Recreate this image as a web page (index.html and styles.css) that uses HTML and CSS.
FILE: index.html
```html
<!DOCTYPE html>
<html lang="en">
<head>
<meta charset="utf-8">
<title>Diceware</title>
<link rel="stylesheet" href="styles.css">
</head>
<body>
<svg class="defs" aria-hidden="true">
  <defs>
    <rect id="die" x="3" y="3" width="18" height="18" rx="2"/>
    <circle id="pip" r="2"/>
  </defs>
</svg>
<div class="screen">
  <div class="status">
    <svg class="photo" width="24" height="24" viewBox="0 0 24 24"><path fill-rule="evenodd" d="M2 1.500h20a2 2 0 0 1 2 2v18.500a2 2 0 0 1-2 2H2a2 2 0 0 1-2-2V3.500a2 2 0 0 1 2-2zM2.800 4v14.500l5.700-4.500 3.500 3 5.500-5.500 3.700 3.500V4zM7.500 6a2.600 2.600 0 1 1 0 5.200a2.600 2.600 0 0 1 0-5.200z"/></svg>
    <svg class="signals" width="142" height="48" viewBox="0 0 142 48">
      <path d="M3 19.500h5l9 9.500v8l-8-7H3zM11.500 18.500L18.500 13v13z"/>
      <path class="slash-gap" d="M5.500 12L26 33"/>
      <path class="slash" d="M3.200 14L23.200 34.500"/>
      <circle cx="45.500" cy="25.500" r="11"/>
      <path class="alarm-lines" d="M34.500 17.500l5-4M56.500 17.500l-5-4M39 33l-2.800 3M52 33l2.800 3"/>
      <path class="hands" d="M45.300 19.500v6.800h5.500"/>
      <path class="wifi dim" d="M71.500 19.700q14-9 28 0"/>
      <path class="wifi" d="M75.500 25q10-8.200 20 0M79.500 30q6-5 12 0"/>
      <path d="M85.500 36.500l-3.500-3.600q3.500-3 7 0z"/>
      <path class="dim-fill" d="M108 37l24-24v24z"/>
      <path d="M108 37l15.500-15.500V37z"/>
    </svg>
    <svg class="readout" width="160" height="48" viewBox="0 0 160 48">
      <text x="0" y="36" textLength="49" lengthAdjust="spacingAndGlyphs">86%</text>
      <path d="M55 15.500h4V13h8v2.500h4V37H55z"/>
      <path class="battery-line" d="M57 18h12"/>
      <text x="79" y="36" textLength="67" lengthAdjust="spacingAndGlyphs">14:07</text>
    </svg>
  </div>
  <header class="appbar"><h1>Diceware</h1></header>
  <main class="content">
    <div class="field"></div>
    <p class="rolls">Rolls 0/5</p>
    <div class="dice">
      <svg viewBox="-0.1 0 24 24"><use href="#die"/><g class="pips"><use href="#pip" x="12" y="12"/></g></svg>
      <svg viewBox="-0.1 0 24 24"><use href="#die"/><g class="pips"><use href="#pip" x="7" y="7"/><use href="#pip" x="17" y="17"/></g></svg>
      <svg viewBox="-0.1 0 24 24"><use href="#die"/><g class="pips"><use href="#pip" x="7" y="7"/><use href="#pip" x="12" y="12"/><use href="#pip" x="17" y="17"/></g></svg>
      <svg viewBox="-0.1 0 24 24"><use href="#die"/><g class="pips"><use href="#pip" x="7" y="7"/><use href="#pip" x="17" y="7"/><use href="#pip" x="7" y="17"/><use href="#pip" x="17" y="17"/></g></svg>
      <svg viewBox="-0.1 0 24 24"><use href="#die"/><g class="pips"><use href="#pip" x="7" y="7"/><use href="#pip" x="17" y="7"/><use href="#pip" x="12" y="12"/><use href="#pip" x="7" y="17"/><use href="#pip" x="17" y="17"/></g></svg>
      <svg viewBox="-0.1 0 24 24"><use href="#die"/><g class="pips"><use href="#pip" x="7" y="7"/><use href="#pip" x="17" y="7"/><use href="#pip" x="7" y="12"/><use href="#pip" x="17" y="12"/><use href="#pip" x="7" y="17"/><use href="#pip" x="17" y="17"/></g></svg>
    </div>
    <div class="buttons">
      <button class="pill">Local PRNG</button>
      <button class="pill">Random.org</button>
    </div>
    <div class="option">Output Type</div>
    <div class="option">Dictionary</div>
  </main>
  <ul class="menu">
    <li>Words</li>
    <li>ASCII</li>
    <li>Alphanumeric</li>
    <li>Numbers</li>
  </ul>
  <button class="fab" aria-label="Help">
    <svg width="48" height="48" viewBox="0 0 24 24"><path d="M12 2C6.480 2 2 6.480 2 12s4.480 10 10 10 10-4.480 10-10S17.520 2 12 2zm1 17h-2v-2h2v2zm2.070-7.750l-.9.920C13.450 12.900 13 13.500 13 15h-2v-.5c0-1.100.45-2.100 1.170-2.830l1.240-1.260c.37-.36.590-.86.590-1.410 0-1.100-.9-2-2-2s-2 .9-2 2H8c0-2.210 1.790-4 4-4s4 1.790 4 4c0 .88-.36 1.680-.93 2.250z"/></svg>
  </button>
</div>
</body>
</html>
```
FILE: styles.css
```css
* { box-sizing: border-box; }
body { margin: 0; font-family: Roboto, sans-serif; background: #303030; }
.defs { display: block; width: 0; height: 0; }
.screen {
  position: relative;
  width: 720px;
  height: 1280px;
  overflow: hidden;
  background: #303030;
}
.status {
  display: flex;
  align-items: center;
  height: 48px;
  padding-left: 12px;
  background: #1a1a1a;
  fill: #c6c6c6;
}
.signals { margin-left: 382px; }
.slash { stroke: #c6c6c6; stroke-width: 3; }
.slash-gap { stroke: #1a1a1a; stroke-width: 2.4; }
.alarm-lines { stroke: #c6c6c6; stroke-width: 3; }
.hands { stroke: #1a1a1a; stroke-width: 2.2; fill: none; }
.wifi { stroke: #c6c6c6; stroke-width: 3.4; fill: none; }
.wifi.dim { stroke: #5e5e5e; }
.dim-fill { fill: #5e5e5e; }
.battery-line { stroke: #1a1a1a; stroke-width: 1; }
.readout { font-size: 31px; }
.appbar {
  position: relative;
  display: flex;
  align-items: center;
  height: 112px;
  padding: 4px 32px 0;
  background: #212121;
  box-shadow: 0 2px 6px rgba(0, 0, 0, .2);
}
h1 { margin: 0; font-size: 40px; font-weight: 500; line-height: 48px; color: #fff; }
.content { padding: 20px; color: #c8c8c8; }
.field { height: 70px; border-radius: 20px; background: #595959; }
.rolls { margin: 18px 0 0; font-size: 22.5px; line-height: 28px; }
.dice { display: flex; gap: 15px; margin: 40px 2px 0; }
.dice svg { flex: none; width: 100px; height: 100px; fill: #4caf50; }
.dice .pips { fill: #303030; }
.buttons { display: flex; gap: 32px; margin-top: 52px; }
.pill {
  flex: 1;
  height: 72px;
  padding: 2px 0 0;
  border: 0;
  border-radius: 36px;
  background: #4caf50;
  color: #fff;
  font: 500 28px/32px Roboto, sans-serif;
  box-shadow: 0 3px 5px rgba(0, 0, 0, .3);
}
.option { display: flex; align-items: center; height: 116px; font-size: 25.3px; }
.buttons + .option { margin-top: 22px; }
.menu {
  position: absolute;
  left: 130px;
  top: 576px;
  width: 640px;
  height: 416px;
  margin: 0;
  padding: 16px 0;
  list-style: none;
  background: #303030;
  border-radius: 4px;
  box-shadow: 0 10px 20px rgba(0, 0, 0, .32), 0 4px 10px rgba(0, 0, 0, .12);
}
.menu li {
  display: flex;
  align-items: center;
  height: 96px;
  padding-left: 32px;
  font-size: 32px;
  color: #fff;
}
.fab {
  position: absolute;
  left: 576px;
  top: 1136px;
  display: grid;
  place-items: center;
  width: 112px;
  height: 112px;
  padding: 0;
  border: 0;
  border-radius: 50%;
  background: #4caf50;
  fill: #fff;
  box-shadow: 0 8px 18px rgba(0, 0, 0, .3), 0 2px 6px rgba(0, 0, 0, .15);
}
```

Stated goal:
Nothing should be left out: repeat all of the data exactly.

Result of the task:
Recreate this image as a web page (index.html and styles.css) that uses HTML and CSS.
FILE: index.html
```html
<!DOCTYPE html>
<html lang="en">
<head>
<meta charset="utf-8">
<title>Diceware</title>
<link rel="stylesheet" href="styles.css">
</head>
<body>
<svg class="defs" aria-hidden="true">
  <defs>
    <rect id="die" x="3" y="3" width="18" height="18" rx="2"/>
    <circle id="pip" r="2"/>
  </defs>
</svg>
<div class="screen">
  <div class="status">
    <svg class="photo" width="24" height="24" viewBox="0 0 24 24"><path fill-rule="evenodd" d="M2 1.500h20a2 2 0 0 1 2 2v18.500a2 2 0 0 1-2 2H2a2 2 0 0 1-2-2V3.500a2 2 0 0 1 2-2zM2.800 4v14.500l5.700-4.500 3.500 3 5.500-5.500 3.700 3.500V4zM7.500 6a2.600 2.600 0 1 1 0 5.200a2.600 2.600 0 0 1 0-5.200z"/></svg>
    <svg class="signals" width="142" height="48" viewBox="0 0 142 48">
      <path d="M3 19.500h5l9 9.500v8l-8-7H3zM11.500 18.500L18.500 13v13z"/>
      <path class="slash-gap" d="M5.500 12L26 33"/>
      <path class="slash" d="M3.200 14L23.200 34.500"/>
      <circle cx="45.500" cy="25.500" r="11"/>
      <path class="alarm-lines" d="M34.500 17.500l5-4M56.500 17.500l-5-4M39 33l-2.800 3M52 33l2.800 3"/>
      <path class="hands" d="M45.300 19.500v6.800h5.500"/>
      <path class="wifi dim" d="M71.500 19.700q14-9 28 0"/>
      <path class="wifi" d="M75.500 25q10-8.200 20 0M79.500 30q6-5 12 0"/>
      <path d="M85.500 36.500l-3.500-3.600q3.500-3 7 0z"/>
      <path class="dim-fill" d="M108 37l24-24v24z"/>
      <path d="M108 37l15.500-15.500V37z"/>
    </svg>
    <svg class="readout" width="160" height="48" viewBox="0 0 160 48">
      <text x="0" y="36" textLength="49" lengthAdjust="spacingAndGlyphs">86%</text>
      <path d="M55 15.500h4V13h8v2.500h4V37H55z"/>
      <path class="battery-line" d="M57 18h12"/>
      <text x="79" y="36" textLength="67" lengthAdjust="spacingAndGlyphs">14:07</text>
    </svg>
  </div>
  <header class="appbar"><h1>Diceware</h1></header>
  <main class="content">
    <div class="field"></div>
    <p class="rolls">Rolls 0/5</p>
    <div class="dice">
      <svg viewBox="-0.1 0 24 24"><use href="#die"/><g class="pips"><use href="#pip" x="12" y="12"/></g></svg>
      <svg viewBox="-0.1 0 24 24"><use href="#die"/><g class="pips"><use href="#pip" x="7" y="7"/><use href="#pip" x="17" y="17"/></g></svg>
      <svg viewBox="-0.1 0 24 24"><use href="#die"/><g class="pips"><use href="#pip" x="7" y="7"/><use href="#pip" x="12" y="12"/><use href="#pip" x="17" y="17"/></g></svg>
      <svg viewBox="-0.1 0 24 24"><use href="#die"/><g class="pips"><use href="#pip" x="7" y="7"/><use href="#pip" x="17" y="7"/><use href="#pip" x="7" y="17"/><use href="#pip" x="17" y="17"/></g></svg>
      <svg viewBox="-0.1 0 24 24"><use href="#die"/><g class="pips"><use href="#pip" x="7" y="7"/><use href="#pip" x="17" y="7"/><use href="#pip" x="12" y="12"/><use href="#pip" x="7" y="17"/><use href="#pip" x="17" y="17"/></g></svg>
      <svg viewBox="-0.1 0 24 24"><use href="#die"/><g class="pips"><use href="#pip" x="7" y="7"/><use href="#pip" x="17" y="7"/><use href="#pip" x="7" y="12"/><use href="#pip" x="17" y="12"/><use href="#pip" x="7" y="17"/><use href="#pip" x="17" y="17"/></g></svg>
    </div>
    <div class="buttons">
      <button class="pill">Local PRNG</button>
      <button class="pill">Random.org</button>
    </div>
    <div class="option">Output Type</div>
    <div class="option">Dictionary</div>
  </main>
  <ul class="menu">
    <li>Words</li>
    <li>ASCII</li>
    <li>Alphanumeric</li>
    <li>Numbers</li>
  </ul>
  <button class="fab" aria-label="Help">
    <svg width="48" height="48" viewBox="0 0 24 24"><path d="M12 2C6.480 2 2 6.480 2 12s4.480 10 10 10 10-4.480 10-10S17.520 2 12 2zm1 17h-2v-2h2v2zm2.070-7.750l-.9.920C13.450 12.900 13 13.500 13 15h-2v-.5c0-1.100.45-2.100 1.170-2.830l1.240-1.260c.37-.36.590-.86.590-1.410 0-1.100-.9-2-2-2s-2 .9-2 2H8c0-2.210 1.790-4 4-4s4 1.790 4 4c0 .88-.36 1.680-.93 2.250z"/></svg>
  </button>
</div>
</body>
</html>
```
FILE: styles.css
```css
* { box-sizing: border-box; }
body { margin: 0; font-family: Roboto, sans-serif; background: #303030; }
.defs { display: block; width: 0; height: 0; }
.screen {
  position: relative;
  width: 720px;
  height: 1280px;
  overflow: hidden;
  background: #303030;
}
.status {
  display: flex;
  align-items: center;
  height: 48px;
  padding-left: 12px;
  background: #1a1a1a;
  fill: #c6c6c6;
}
.signals { margin-left: 382px; }
.slash { stroke: #c6c6c6; stroke-width: 3; }
.slash-gap { stroke: #1a1a1a; stroke-width: 2.4; }
.alarm-lines { stroke: #c6c6c6; stroke-width: 3; }
.hands { stroke: #1a1a1a; stroke-width: 2.2; fill: none; }
.wifi { stroke: #c6c6c6; stroke-width: 3.4; fill: none; }
.wifi.dim { stroke: #5e5e5e; }
.dim-fill { fill: #5e5e5e; }
.battery-line { stroke: #1a1a1a; stroke-width: 1; }
.readout { font-size: 31px; }
.appbar {
  position: relative;
  display: flex;
  align-items: center;
  height: 112px;
  padding: 4px 32px 0;
  background: #212121;
  box-shadow: 0 2px 6px rgba(0, 0, 0, .2);
}
h1 { margin: 0; font-size: 40px; font-weight: 500; line-height: 48px; color: #fff; }
.content { padding: 20px; color: #c8c8c8; }
.field { height: 70px; border-radius: 20px; background: #595959; }
.rolls { margin: 18px 0 0; font-size: 22.5px; line-height: 28px; }
.dice { display: flex; gap: 15px; margin: 40px 2px 0; }
.dice svg { flex: none; width: 100px; height: 100px; fill: #4caf50; }
.dice .pips { fill: #303030; }
.buttons { display: flex; gap: 32px; margin-top: 52px; }
.pill {
  flex: 1;
  height: 72px;
  padding: 2px 0 0;
  border: 0;
  border-radius: 36px;
  background: #4caf50;
  color: #fff;
  font: 500 28px/32px Roboto, sans-serif;
  box-shadow: 0 3px 5px rgba(0, 0, 0, .3);
}
.option { display: flex; align-items: center; height: 116px; font-size: 25.3px; }
.buttons + .option { margin-top: 22px; }
.menu {
  position: absolute;
  left: 130px;
  top: 576px;
  width: 640px;
  height: 416px;
  margin: 0;
  padding: 16px 0;
  list-style: none;
  background: #303030;
  border-radius: 4px;
  box-shadow: 0 10px 20px rgba(0, 0, 0, .32), 0 4px 10px rgba(0, 0, 0, .12);
}
.menu li {
  display: flex;
  align-items: center;
  height: 96px;
  padding-left: 32px;
  font-size: 32px;
  color: #fff;
}
.fab {
  position: absolute;
  left: 576px;
  top: 1136px;
  display: grid;
  place-items: center;
  width: 112px;
  height: 112px;
  padding: 0;
  border: 0;
  border-radius: 50%;
  background: #4caf50;
  fill: #fff;
  box-shadow: 0 8px 18px rgba(0, 0, 0, .3), 0 2px 6px rgba(0, 0, 0, .15);
}
```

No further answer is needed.